Task instructions: How many lines in this data contain the string "Clone"? Reply with the number only.

--- Begin Records for this exercise ---

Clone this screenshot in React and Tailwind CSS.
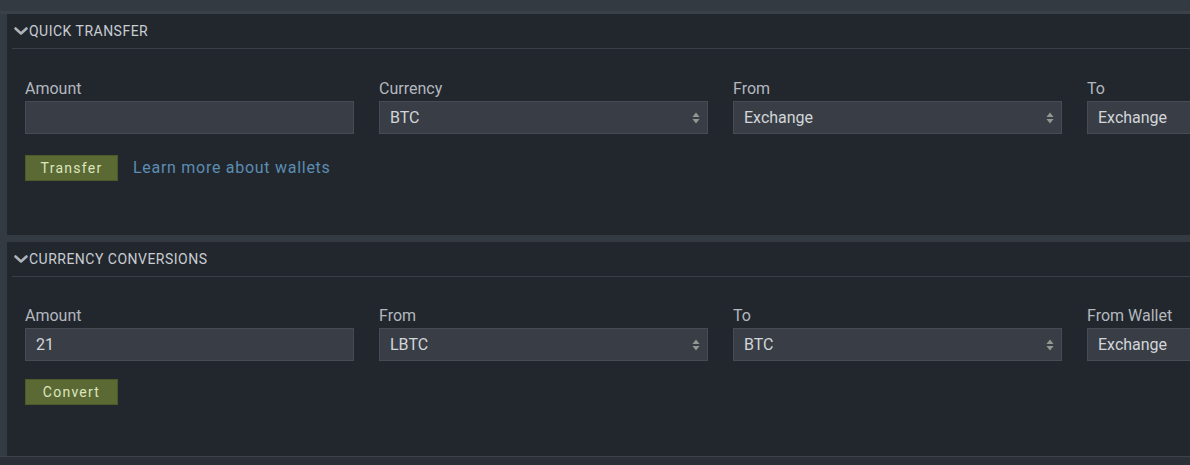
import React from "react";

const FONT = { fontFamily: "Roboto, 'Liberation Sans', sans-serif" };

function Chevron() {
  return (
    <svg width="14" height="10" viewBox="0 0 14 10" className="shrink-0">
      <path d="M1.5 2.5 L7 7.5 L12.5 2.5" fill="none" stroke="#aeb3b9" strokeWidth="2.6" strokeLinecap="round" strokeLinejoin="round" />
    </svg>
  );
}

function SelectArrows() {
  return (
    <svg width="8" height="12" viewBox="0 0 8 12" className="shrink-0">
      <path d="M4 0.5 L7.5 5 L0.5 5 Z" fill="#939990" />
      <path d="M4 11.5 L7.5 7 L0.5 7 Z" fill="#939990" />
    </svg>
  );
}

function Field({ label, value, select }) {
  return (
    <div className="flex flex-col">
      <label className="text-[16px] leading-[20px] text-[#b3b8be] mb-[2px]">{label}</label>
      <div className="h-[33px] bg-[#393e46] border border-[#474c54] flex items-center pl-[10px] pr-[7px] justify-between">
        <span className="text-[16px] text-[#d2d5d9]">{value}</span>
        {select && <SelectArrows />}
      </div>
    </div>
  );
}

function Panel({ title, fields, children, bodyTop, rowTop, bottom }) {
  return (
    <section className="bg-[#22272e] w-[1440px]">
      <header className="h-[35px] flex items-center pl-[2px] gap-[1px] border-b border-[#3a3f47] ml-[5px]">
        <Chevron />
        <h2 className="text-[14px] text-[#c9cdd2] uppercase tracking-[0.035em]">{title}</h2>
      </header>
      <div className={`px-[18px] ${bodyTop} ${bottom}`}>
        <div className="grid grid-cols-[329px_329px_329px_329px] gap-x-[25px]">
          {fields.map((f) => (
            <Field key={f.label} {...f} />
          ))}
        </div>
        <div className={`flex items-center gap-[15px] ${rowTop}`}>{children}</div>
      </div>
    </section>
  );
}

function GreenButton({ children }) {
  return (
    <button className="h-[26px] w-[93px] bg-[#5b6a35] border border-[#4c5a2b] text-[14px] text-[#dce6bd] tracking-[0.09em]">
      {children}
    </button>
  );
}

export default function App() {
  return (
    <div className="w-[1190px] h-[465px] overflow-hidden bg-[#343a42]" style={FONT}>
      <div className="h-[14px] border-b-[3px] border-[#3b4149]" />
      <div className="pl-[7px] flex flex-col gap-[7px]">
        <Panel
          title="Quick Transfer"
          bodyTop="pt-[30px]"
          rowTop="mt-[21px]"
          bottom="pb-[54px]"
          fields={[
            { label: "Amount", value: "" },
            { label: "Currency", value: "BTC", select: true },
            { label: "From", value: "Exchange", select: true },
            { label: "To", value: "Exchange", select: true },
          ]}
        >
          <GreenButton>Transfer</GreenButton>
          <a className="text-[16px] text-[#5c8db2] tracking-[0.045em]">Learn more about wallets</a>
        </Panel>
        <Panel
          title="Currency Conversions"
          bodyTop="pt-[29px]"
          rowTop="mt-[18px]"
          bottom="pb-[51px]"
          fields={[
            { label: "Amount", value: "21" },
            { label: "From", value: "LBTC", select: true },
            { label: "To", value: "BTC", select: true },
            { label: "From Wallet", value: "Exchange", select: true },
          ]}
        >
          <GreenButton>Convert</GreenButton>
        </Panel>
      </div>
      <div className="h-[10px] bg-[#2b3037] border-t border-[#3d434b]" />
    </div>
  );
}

--- End Records for this exercise ---
--- Begin Records for this exercise ---

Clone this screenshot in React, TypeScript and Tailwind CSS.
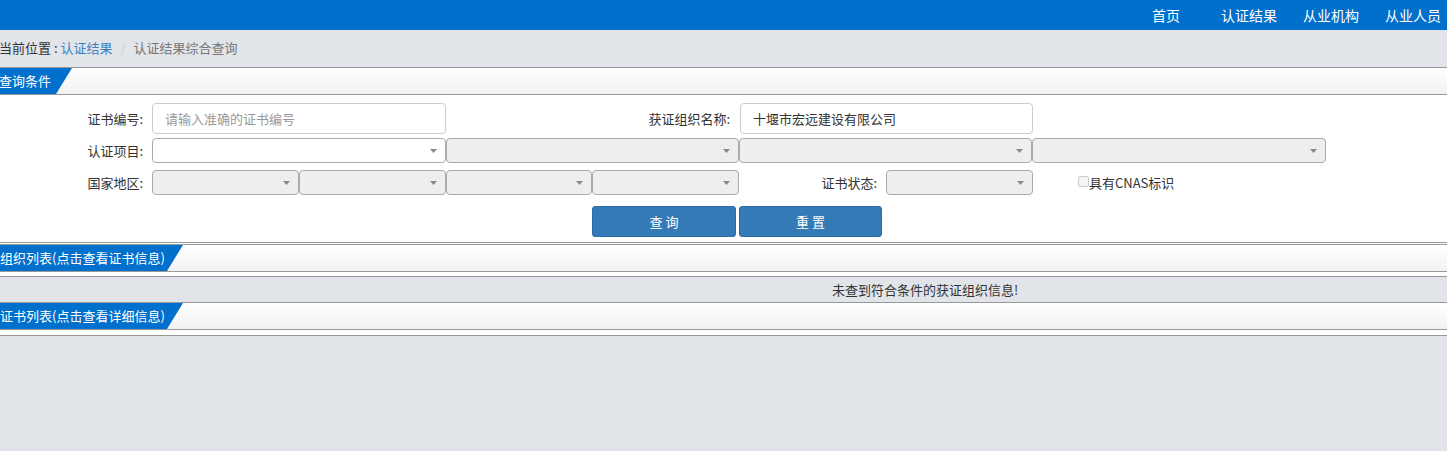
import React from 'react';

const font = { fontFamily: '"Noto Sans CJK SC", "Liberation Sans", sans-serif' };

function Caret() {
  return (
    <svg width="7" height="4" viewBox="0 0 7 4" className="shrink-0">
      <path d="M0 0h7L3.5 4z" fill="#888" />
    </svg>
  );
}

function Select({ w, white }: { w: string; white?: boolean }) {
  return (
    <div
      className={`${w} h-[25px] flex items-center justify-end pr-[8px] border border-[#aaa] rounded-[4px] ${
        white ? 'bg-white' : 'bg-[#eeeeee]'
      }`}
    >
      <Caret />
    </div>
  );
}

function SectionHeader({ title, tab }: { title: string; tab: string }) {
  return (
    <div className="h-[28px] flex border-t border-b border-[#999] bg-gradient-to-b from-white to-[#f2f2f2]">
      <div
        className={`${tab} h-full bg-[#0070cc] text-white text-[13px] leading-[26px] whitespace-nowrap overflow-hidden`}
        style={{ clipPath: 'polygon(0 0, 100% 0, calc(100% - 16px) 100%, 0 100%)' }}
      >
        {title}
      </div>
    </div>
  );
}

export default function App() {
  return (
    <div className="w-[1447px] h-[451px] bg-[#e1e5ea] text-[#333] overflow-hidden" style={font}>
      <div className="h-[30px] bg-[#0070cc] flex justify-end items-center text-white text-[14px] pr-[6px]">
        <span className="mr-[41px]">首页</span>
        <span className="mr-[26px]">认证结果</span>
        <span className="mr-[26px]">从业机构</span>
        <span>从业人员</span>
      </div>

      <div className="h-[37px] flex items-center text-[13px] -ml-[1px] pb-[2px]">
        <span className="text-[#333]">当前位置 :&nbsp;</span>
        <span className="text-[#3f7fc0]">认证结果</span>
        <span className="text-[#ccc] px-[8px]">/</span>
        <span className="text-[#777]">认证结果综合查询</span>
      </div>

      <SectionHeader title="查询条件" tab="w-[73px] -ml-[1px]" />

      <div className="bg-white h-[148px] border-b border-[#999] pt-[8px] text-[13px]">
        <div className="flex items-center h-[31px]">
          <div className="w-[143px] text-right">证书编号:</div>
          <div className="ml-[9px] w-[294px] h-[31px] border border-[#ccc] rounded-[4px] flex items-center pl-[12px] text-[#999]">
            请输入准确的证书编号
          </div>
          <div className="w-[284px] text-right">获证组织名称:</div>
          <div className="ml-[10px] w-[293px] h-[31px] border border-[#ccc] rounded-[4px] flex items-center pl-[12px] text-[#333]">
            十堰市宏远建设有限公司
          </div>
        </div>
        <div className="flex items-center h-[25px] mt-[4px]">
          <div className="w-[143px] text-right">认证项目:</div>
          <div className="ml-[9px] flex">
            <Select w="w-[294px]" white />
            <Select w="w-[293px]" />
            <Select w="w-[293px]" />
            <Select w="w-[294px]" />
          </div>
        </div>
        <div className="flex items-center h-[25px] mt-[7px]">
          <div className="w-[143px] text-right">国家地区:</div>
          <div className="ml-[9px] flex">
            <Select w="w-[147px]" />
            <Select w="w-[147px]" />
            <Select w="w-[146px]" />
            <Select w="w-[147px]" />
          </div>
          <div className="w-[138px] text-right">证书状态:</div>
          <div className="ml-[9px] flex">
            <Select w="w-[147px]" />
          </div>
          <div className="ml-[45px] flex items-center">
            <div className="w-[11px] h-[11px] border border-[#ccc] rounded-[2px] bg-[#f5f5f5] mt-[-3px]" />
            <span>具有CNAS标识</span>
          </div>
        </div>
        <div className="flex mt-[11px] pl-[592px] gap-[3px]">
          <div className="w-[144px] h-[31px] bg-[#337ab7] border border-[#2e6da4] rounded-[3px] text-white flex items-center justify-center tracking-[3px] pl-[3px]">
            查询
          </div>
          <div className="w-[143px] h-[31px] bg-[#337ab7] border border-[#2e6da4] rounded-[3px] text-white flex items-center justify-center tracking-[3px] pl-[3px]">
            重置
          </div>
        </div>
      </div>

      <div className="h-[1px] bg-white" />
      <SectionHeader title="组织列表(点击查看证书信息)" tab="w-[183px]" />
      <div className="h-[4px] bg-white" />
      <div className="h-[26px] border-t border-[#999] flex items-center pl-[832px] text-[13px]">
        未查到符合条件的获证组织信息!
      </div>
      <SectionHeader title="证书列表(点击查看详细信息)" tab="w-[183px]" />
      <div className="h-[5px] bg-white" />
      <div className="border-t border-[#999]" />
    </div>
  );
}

--- End Records for this exercise ---

Answer for this exercise: 2